===== SOURCE DATA

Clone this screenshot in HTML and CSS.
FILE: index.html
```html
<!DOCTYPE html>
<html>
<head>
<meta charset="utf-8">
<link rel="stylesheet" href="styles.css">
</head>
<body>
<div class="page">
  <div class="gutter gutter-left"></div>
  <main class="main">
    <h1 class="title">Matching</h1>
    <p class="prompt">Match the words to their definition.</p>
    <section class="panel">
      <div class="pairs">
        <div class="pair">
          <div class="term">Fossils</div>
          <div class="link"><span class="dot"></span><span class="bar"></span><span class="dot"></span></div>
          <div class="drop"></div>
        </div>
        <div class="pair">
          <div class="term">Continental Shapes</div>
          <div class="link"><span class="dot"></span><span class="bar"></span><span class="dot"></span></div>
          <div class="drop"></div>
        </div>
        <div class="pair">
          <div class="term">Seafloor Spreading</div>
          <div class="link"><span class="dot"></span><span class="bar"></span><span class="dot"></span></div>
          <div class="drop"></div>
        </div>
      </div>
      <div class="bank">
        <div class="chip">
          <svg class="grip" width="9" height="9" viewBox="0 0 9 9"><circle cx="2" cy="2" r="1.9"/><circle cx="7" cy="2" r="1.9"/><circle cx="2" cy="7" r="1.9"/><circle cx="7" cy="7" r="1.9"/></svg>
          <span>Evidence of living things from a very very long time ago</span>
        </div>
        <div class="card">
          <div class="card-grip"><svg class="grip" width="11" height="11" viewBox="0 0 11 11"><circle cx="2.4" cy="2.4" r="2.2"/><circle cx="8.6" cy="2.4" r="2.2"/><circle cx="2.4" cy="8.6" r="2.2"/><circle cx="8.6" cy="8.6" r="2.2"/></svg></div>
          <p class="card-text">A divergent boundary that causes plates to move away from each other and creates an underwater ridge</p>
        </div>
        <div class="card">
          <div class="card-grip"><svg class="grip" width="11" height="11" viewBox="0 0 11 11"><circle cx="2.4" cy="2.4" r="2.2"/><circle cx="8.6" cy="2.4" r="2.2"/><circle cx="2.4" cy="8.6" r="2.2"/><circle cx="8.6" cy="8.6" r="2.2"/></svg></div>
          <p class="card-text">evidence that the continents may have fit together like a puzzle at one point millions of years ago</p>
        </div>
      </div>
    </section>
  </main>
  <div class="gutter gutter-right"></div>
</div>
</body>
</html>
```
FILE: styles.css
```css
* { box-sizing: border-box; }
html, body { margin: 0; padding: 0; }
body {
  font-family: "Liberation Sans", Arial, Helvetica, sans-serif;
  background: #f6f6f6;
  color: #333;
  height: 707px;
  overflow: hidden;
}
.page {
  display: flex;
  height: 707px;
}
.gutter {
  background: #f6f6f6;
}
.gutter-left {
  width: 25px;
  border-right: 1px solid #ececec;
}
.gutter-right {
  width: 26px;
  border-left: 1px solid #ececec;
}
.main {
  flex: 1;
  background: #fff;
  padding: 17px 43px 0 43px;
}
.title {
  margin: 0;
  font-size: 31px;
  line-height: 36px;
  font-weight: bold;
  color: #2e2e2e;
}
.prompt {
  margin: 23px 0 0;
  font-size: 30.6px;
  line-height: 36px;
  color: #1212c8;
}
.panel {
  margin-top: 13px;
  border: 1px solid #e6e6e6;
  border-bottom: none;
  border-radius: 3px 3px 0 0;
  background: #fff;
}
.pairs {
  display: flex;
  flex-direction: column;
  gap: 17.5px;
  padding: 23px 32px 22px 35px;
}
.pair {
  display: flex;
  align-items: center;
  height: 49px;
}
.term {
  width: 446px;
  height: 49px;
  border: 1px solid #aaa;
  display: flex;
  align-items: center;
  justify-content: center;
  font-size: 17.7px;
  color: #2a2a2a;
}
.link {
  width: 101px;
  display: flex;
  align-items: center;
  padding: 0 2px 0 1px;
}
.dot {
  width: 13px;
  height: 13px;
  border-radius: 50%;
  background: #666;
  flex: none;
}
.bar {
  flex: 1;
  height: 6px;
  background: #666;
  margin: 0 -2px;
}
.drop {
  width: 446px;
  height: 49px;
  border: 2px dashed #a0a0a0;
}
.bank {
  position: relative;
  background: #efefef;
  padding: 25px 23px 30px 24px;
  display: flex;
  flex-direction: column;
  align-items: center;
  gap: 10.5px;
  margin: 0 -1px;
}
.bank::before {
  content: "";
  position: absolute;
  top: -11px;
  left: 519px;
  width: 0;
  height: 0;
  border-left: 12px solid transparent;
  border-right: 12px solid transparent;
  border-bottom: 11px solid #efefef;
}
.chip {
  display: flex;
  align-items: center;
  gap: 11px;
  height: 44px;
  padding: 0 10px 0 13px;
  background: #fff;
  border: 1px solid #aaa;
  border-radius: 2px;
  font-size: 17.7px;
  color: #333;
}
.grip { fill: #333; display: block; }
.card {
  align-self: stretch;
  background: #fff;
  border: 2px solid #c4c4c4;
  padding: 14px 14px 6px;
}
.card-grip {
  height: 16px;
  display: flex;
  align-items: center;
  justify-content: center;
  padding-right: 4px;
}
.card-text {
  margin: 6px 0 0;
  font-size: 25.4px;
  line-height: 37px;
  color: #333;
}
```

==========

**GIVEN EXERCISE:**
Your task is to repeat the data exactly, with nothing left out.

**OUTPUT FOR THIS EXERCISE:**
Clone this screenshot in HTML and CSS.
FILE: index.html
```html
<!DOCTYPE html>
<html>
<head>
<meta charset="utf-8">
<link rel="stylesheet" href="styles.css">
</head>
<body>
<div class="page">
  <div class="gutter gutter-left"></div>
  <main class="main">
    <h1 class="title">Matching</h1>
    <p class="prompt">Match the words to their definition.</p>
    <section class="panel">
      <div class="pairs">
        <div class="pair">
          <div class="term">Fossils</div>
          <div class="link"><span class="dot"></span><span class="bar"></span><span class="dot"></span></div>
          <div class="drop"></div>
        </div>
        <div class="pair">
          <div class="term">Continental Shapes</div>
          <div class="link"><span class="dot"></span><span class="bar"></span><span class="dot"></span></div>
          <div class="drop"></div>
        </div>
        <div class="pair">
          <div class="term">Seafloor Spreading</div>
          <div class="link"><span class="dot"></span><span class="bar"></span><span class="dot"></span></div>
          <div class="drop"></div>
        </div>
      </div>
      <div class="bank">
        <div class="chip">
          <svg class="grip" width="9" height="9" viewBox="0 0 9 9"><circle cx="2" cy="2" r="1.9"/><circle cx="7" cy="2" r="1.9"/><circle cx="2" cy="7" r="1.9"/><circle cx="7" cy="7" r="1.9"/></svg>
          <span>Evidence of living things from a very very long time ago</span>
        </div>
        <div class="card">
          <div class="card-grip"><svg class="grip" width="11" height="11" viewBox="0 0 11 11"><circle cx="2.4" cy="2.4" r="2.2"/><circle cx="8.6" cy="2.4" r="2.2"/><circle cx="2.4" cy="8.6" r="2.2"/><circle cx="8.6" cy="8.6" r="2.2"/></svg></div>
          <p class="card-text">A divergent boundary that causes plates to move away from each other and creates an underwater ridge</p>
        </div>
        <div class="card">
          <div class="card-grip"><svg class="grip" width="11" height="11" viewBox="0 0 11 11"><circle cx="2.4" cy="2.4" r="2.2"/><circle cx="8.6" cy="2.4" r="2.2"/><circle cx="2.4" cy="8.6" r="2.2"/><circle cx="8.6" cy="8.6" r="2.2"/></svg></div>
          <p class="card-text">evidence that the continents may have fit together like a puzzle at one point millions of years ago</p>
        </div>
      </div>
    </section>
  </main>
  <div class="gutter gutter-right"></div>
</div>
</body>
</html>
```
FILE: styles.css
```css
* { box-sizing: border-box; }
html, body { margin: 0; padding: 0; }
body {
  font-family: "Liberation Sans", Arial, Helvetica, sans-serif;
  background: #f6f6f6;
  color: #333;
  height: 707px;
  overflow: hidden;
}
.page {
  display: flex;
  height: 707px;
}
.gutter {
  background: #f6f6f6;
}
.gutter-left {
  width: 25px;
  border-right: 1px solid #ececec;
}
.gutter-right {
  width: 26px;
  border-left: 1px solid #ececec;
}
.main {
  flex: 1;
  background: #fff;
  padding: 17px 43px 0 43px;
}
.title {
  margin: 0;
  font-size: 31px;
  line-height: 36px;
  font-weight: bold;
  color: #2e2e2e;
}
.prompt {
  margin: 23px 0 0;
  font-size: 30.6px;
  line-height: 36px;
  color: #1212c8;
}
.panel {
  margin-top: 13px;
  border: 1px solid #e6e6e6;
  border-bottom: none;
  border-radius: 3px 3px 0 0;
  background: #fff;
}
.pairs {
  display: flex;
  flex-direction: column;
  gap: 17.5px;
  padding: 23px 32px 22px 35px;
}
.pair {
  display: flex;
  align-items: center;
  height: 49px;
}
.term {
  width: 446px;
  height: 49px;
  border: 1px solid #aaa;
  display: flex;
  align-items: center;
  justify-content: center;
  font-size: 17.7px;
  color: #2a2a2a;
}
.link {
  width: 101px;
  display: flex;
  align-items: center;
  padding: 0 2px 0 1px;
}
.dot {
  width: 13px;
  height: 13px;
  border-radius: 50%;
  background: #666;
  flex: none;
}
.bar {
  flex: 1;
  height: 6px;
  background: #666;
  margin: 0 -2px;
}
.drop {
  width: 446px;
  height: 49px;
  border: 2px dashed #a0a0a0;
}
.bank {
  position: relative;
  background: #efefef;
  padding: 25px 23px 30px 24px;
  display: flex;
  flex-direction: column;
  align-items: center;
  gap: 10.5px;
  margin: 0 -1px;
}
.bank::before {
  content: "";
  position: absolute;
  top: -11px;
  left: 519px;
  width: 0;
  height: 0;
  border-left: 12px solid transparent;
  border-right: 12px solid transparent;
  border-bottom: 11px solid #efefef;
}
.chip {
  display: flex;
  align-items: center;
  gap: 11px;
  height: 44px;
  padding: 0 10px 0 13px;
  background: #fff;
  border: 1px solid #aaa;
  border-radius: 2px;
  font-size: 17.7px;
  color: #333;
}
.grip { fill: #333; display: block; }
.card {
  align-self: stretch;
  background: #fff;
  border: 2px solid #c4c4c4;
  padding: 14px 14px 6px;
}
.card-grip {
  height: 16px;
  display: flex;
  align-items: center;
  justify-content: center;
  padding-right: 4px;
}
.card-text {
  margin: 6px 0 0;
  font-size: 25.4px;
  line-height: 37px;
  color: #333;
}
```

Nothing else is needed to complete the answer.